Confirm oven has been turned down to 375°F. Remove baking weights and paper/foil. Return pastry to oven and allow to dry out for 5-7 minutes. Set aside to cool.
Mirepoix:
2 T. unsalted butter
2 large carrots (5 oz.), peeled and diced finely
1 large onion (5 oz.), peeled and diced
1 small rib celery, diced
Large pinch of thyme of Herbes des Provence, finely crumbled between palms of your hands
1 small bay leaf, finely crumbled
small handful of parsley, finely chopped
Melt butter in a sauté pan over low heat. Add all ingredients and cook very gently, stirring occasionally and allowing vegetables to “sweat,” for about 30 minutes. Keep heat low enough that vegetables do not brown.
Shrimp Filling
1 T. EVOO
24+ shrimp with heads on (about 1 lb.), rinsed and NOT peeled
2 T. mirepoix (recipe above)
salt
black pepper, freshly ground
1 pinch cayenne pepper
1 T. Cognac
½ C. dry white wine
1 C. heavy cream
Heat oil in a large sauté pan. Add shrimp (unpeeled), the mirepoix, salt, black pepper, an cayenne pepper. Sauté with a wooden spoon until the shrimp have turned pink. Add the Cognac and light with a match or trigger igniter. Add white wine, stirring until flames are extinguished. Let reduce until liquid has nearly disappeared. Set aside to cool.
When cool enough to handle, peel shrimp (setting the aside) and place shells back in sauté pan along with mirepoix and any cooking juices. Pound and crush shells with something heavy like a wooden or stone pestle. Stir in cream and bring mixture to a boil. Pass mixture through a fine sieve into large glass measurer or bowl. Work residue in sieve well with the pestle to extract all juices. Reserve mixture and discard shells.
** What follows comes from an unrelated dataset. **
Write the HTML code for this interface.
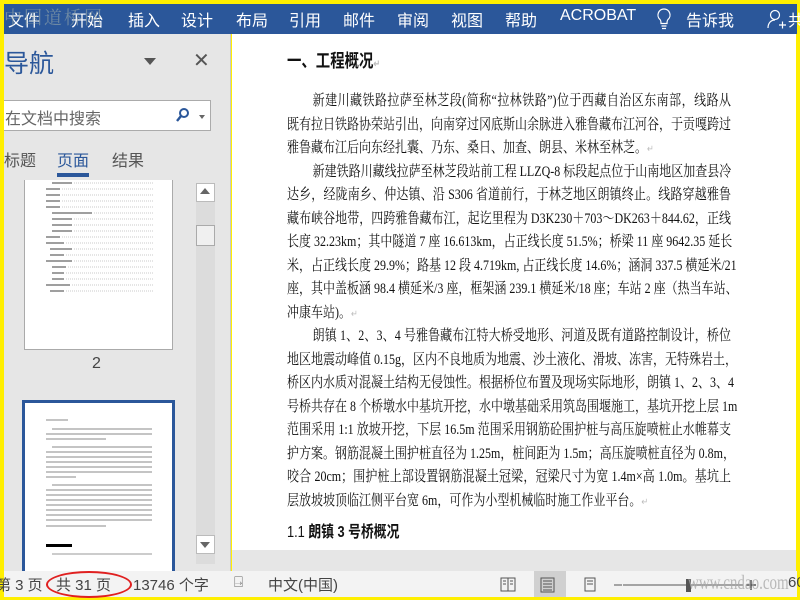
<!DOCTYPE html>
<html><head><meta charset="utf-8"><style>
*{margin:0;padding:0;box-sizing:border-box}
body{width:800px;height:600px;overflow:hidden;background:#ffef00;position:relative;font-family:"Liberation Sans","Noto Sans CJK SC",sans-serif}
.s{white-space:nowrap}
#rib{position:absolute;left:4px;top:4px;width:793px;height:30px;background:#2b579a;color:#fff;font-size:16px}
#rib span{position:absolute;top:3px}
#nav{position:absolute;left:4px;top:34px;width:227px;height:537px;background:#e6e6e6;border-right:1px solid #c8c8c8}
#doc{position:absolute;left:232px;top:34px;width:564px;height:516px;background:#fff}
#gray{position:absolute;left:232px;top:550px;width:564px;height:21px;background:#e6e6e6}
#stat{position:absolute;left:4px;top:571px;width:793px;height:26px;background:#f3f3f3;font-size:15px;color:#444}
#stat span{position:absolute;top:3px}
.l{position:absolute;left:287px;width:555px;transform:scaleX(.8);transform-origin:0 0;font-family:"Liberation Serif","Noto Serif CJK SC",serif;font-size:15px;line-height:18px;color:#111;text-align:justify;text-align-last:justify;white-space:nowrap}
.l.e{text-align-last:left}
.th{position:absolute;background:#fff;border:1px solid #aaa}
</style></head><body>
<div id="rib">
<span class="s" style="left:4px">文件</span><span class="s" style="left:67px">开始</span><span class="s" style="left:124px">插入</span><span class="s" style="left:177px">设计</span><span class="s" style="left:232px">布局</span><span class="s" style="left:285px">引用</span><span class="s" style="left:339px">邮件</span><span class="s" style="left:393px">审阅</span><span class="s" style="left:447px">视图</span><span class="s" style="left:501px">帮助</span><span class="s" style="left:556px">ACROBAT</span>
<svg style="position:absolute;left:652px;top:4px" width="16" height="22"><path d="M8 1a6 6 0 0 0-4 10.5c1 1 1 3 1 4h6c0-1 0-3 1-4A6 6 0 0 0 8 1zM5.5 18h5M6 20.5h4" stroke="#fff" fill="none" stroke-width="1.2"/></svg>
<span class="s" style="left:682px">告诉我</span>
<svg style="position:absolute;left:762px;top:4px" width="22" height="22"><circle cx="9" cy="7" r="4.5" stroke="#fff" fill="none" stroke-width="1.2"/><path d="M2 20c0-5 3-8 7-8M13 17h7M16.5 13.5v7" stroke="#fff" fill="none" stroke-width="1.2"/></svg>
<span class="s" style="left:784px">共</span>
</div>
<div class="s" style="position:absolute;left:4px;top:4px;font-size:18px;color:#9aa;opacity:.6;font-family:'Noto Serif CJK SC',serif;letter-spacing:2px">中国道桥网</div>
<div id="nav">
<div class="s" style="position:absolute;left:0;top:10px;font-size:25px;color:#2b579a">导航</div>
<div style="position:absolute;left:140px;top:24px;width:0;height:0;border:6px solid transparent;border-top:7px solid #555"></div>
<div style="position:absolute;left:189px;top:14px;font-size:20px;color:#555">✕</div>
<div style="position:absolute;left:0;top:66px;width:207px;height:31px;background:#fff;border:1px solid #ababab;border-left:none"></div>
<div class="s" style="position:absolute;left:1px;top:71px;font-size:16px;color:#666">在文档中搜索</div>
<svg style="position:absolute;left:172px;top:73px" width="14" height="16"><circle cx="8" cy="6" r="4" stroke="#2b579a" stroke-width="2" fill="none"/><path d="M5 9l-4 5" stroke="#2b579a" stroke-width="2.4"/></svg>
<div style="position:absolute;left:195px;top:81px;border:3px solid transparent;border-top:4px solid #666"></div>
<div class="s" style="position:absolute;left:0;top:113px;font-size:16px;color:#555">标题</div>
<div class="s" style="position:absolute;left:53px;top:113px;font-size:16px;color:#2b579a">页面</div>
<div class="s" style="position:absolute;left:108px;top:113px;font-size:16px;color:#555">结果</div>
<div style="position:absolute;left:53px;top:139px;width:32px;height:4px;background:#2b579a"></div>
<div class="th" style="left:20px;top:146px;width:149px;height:170px;border-top:none"></div>
<svg style="position:absolute;left:38px;top:142px" width="118" height="120">
<g stroke="#666" stroke-width="1.2">
<path d="M10 7h20M4 13h14M4 19h14M4 25h14M4 31h14M10 37h40M10 43h20M10 49h20M10 55h20M4 61h14M4 67h18M8 73h22M8 79h14M4 85h26M10 91h14M10 97h12M10 103h12M4 109h24M8 115h14"/>
</g>
<g stroke="#bbb" stroke-width=".8" stroke-dasharray="1 1"><path d="M32 7h80M20 13h92M20 19h92M20 25h92M20 31h92M52 37h60M32 43h80M32 49h80M32 55h80M20 61h92M24 67h88M32 73h80M24 79h88M32 85h80M26 91h86M24 97h88M24 103h88M30 109h82M24 115h88"/></g>
</svg>
<div style="position:absolute;left:88px;top:321px;font-size:16px;color:#444">2</div>
<div style="position:absolute;left:18px;top:366px;width:153px;height:180px;border:3px solid #2b579a;border-bottom:none;background:#fff"></div>
<svg style="position:absolute;left:38px;top:385px" width="118" height="160"><g stroke="#888" stroke-width="1.1"><path d="M4 1h22M10 10h100M4 15h106M4 20h60M10 28h100M4 33h106M4 38h106M4 43h106M4 48h106M4 53h106M4 58h30M10 66h100M4 71h106M4 76h106M4 81h106M4 86h106M4 91h106M4 96h106M4 101h106M4 107h60"/></g><rect x="4" y="125" width="26" height="3" fill="#000"/><path d="M10 135h100" stroke="#999"/></svg>
<div style="position:absolute;left:192px;top:150px;width:19px;height:380px;background:#dcdcdc"></div>
<div style="position:absolute;left:192px;top:149px;width:19px;height:19px;background:#fff;border:1px solid #bbb"></div>
<div style="position:absolute;left:196px;top:154px;border:5px solid transparent;border-bottom:6px solid #666;border-top:none"></div>
<div style="position:absolute;left:192px;top:191px;width:19px;height:21px;background:#f0f0f0;border:1px solid #aaa"></div>
<div style="position:absolute;left:192px;top:501px;width:19px;height:19px;background:#fff;border:1px solid #bbb"></div>
<div style="position:absolute;left:196px;top:508px;border:5px solid transparent;border-top:6px solid #666;border-bottom:none"></div>
</div>
<div id="doc"></div>
<div id="gray"></div>
<div class="l e" style="top:52px;font-family:'Liberation Sans','Noto Sans CJK SC',sans-serif;font-size:18px;font-weight:bold">一、工程概况<span style="color:#bbb;font-size:10px">↵</span></div>
<div class="l" style="top:92px;padding-left:32px">新建川藏铁路拉萨至林芝段(简称“拉林铁路”)位于西藏自治区东南部，线路从</div>
<div class="l" style="top:116px">既有拉日铁路协荣站引出，向南穿过冈底斯山余脉进入雅鲁藏布江河谷，于贡嘎跨过</div>
<div class="l e" style="top:139px">雅鲁藏布江后向东经扎囊、乃东、桑日、加查、朗县、米林至林芝。<span style="color:#bbb;font-size:10px">↵</span></div>
<div class="l" style="top:163px;padding-left:32px">新建铁路川藏线拉萨至林芝段站前工程 LLZQ-8 标段起点位于山南地区加查县冷</div>
<div class="l" style="top:186px">达乡，经陇南乡、仲达镇、沿 S306 省道前行，于林芝地区朗镇终止。线路穿越雅鲁</div>
<div class="l" style="top:210px">藏布峡谷地带，四跨雅鲁藏布江，起讫里程为 D3K230＋703～DK263＋844.62，正线</div>
<div class="l" style="top:233px">长度 32.23km；其中隧道 7 座 16.613km，占正线长度 51.5%；桥梁 11 座 9642.35 延长</div>
<div class="l" style="top:257px">米，占正线长度 29.9%；路基 12 段 4.719km, 占正线长度 14.6%；涵洞 337.5 横延米/21</div>
<div class="l" style="top:280px">座，其中盖板涵 98.4 横延米/3 座，框架涵 239.1 横延米/18 座；车站 2 座（热当车站、</div>
<div class="l e" style="top:304px">冲康车站)。<span style="color:#bbb;font-size:10px">↵</span></div>
<div class="l" style="top:327px;padding-left:32px">朗镇 1、2、3、4 号雅鲁藏布江特大桥受地形、河道及既有道路控制设计，桥位</div>
<div class="l" style="top:351px">地区地震动峰值 0.15g，区内不良地质为地震、沙土液化、滑坡、冻害，无特殊岩土，</div>
<div class="l" style="top:374px">桥区内水质对混凝土结构无侵蚀性。根据桥位布置及现场实际地形，朗镇 1、2、3、4</div>
<div class="l" style="top:398px">号桥共存在 8 个桥墩水中基坑开挖，水中墩基础采用筑岛围堰施工，基坑开挖上层 1m</div>
<div class="l" style="top:421px">范围采用 1:1 放坡开挖，下层 16.5m 范围采用钢筋砼围护桩与高压旋喷桩止水帷幕支</div>
<div class="l" style="top:445px">护方案。钢筋混凝土围护桩直径为 1.25m，桩间距为 1.5m；高压旋喷桩直径为 0.8m，</div>
<div class="l" style="top:468px">咬合 20cm；围护桩上部设置钢筋混凝土冠梁，冠梁尺寸为宽 1.4m×高 1.0m。基坑上</div>
<div class="l e" style="top:492px">层放坡坡顶临江侧平台宽 6m，可作为小型机械临时施工作业平台。<span style="color:#bbb;font-size:10px">↵</span></div>
<div class="l e" style="top:524px;font-family:'Liberation Sans','Noto Sans CJK SC',sans-serif;font-size:16px">1.1 <b>朗镇 3 号桥概况</b></div>
<div id="stat">
<span class="s" style="left:-8px">第 3 页</span><span class="s" style="left:52px">共 31 页</span><span class="s" style="left:129px">13746 个字</span>
<span style="left:230px;color:#666">⍈</span>
<span class="s" style="left:264px">中文(中国)</span>
<div style="position:absolute;left:42px;top:0px;width:86px;height:27px;border:2.5px solid #e02020;border-radius:50%"></div>
<div style="position:absolute;left:530px;top:0;width:32px;height:26px;background:#d0d0d0"></div>
<svg style="position:absolute;left:496px;top:6px" width="290" height="16"><g stroke="#555" fill="none"><rect x="1" y="1" width="14" height="13"/><path d="M8 1v13M3 4h3M3 7h3M10 4h3M10 7h3"/><rect x="41" y="1" width="13" height="14"/><path d="M43 4h9M43 7h9M43 10h9M43 13h9"/><rect x="85" y="1" width="10" height="13"/><path d="M87 4h6M87 7h6"/><path d="M114 8h8M123 8h120"/></g><rect x="186" y="2" width="5" height="13" fill="#555"/><path d="M246 8h10M251 3v10" stroke="#555" stroke-width="1.5"/></svg>
<span class="s" style="left:684px;top:1px;font-size:20px;color:#aaa;font-family:'Liberation Serif',serif;opacity:.8;transform:scaleX(.75);transform-origin:0 0">www.cndao.com</span>
<span style="left:784px">60</span>
</div>
</body></html>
Prepping the Pastry Shell for Filling & Baking:
Preheat oven to 375°F. Reserving 8-12 whole shrimp (depending on number of serving wedges). Chop remaining shrimp into bite size pieces and distribute evenly around bottom of pastry shell. Place whole shrimp decoratively at equal intervals around pastry—imagine the face of a clock and assure each wedge will have its share of shrimp. Tuck whole shrimp among the chopped shrimp to assure an even layer all over.
Egg Batter:
3 large eggs
Salt
Black pepper, freshly ground
1 C. heavy cream
½ cup gruyere cheese, freshly grated
In a medium bowl or glass measure with a lip, combine eggs, salt, pepper, shrimp-flavored cream, and additional cream. Whisk well and pour over shrimp arranged in pastry shell. Sprinkle surface with grated gruyere. Place tart in on top of baking sheet to control for dripping. Bake for approximately 30 minutes, until the center of quiche is firm like custard.
Allow quiche to sit for at least 15 minutes. Push from bottom of tart tin to release from sides of tin. Place on serving platter and slice into wedges.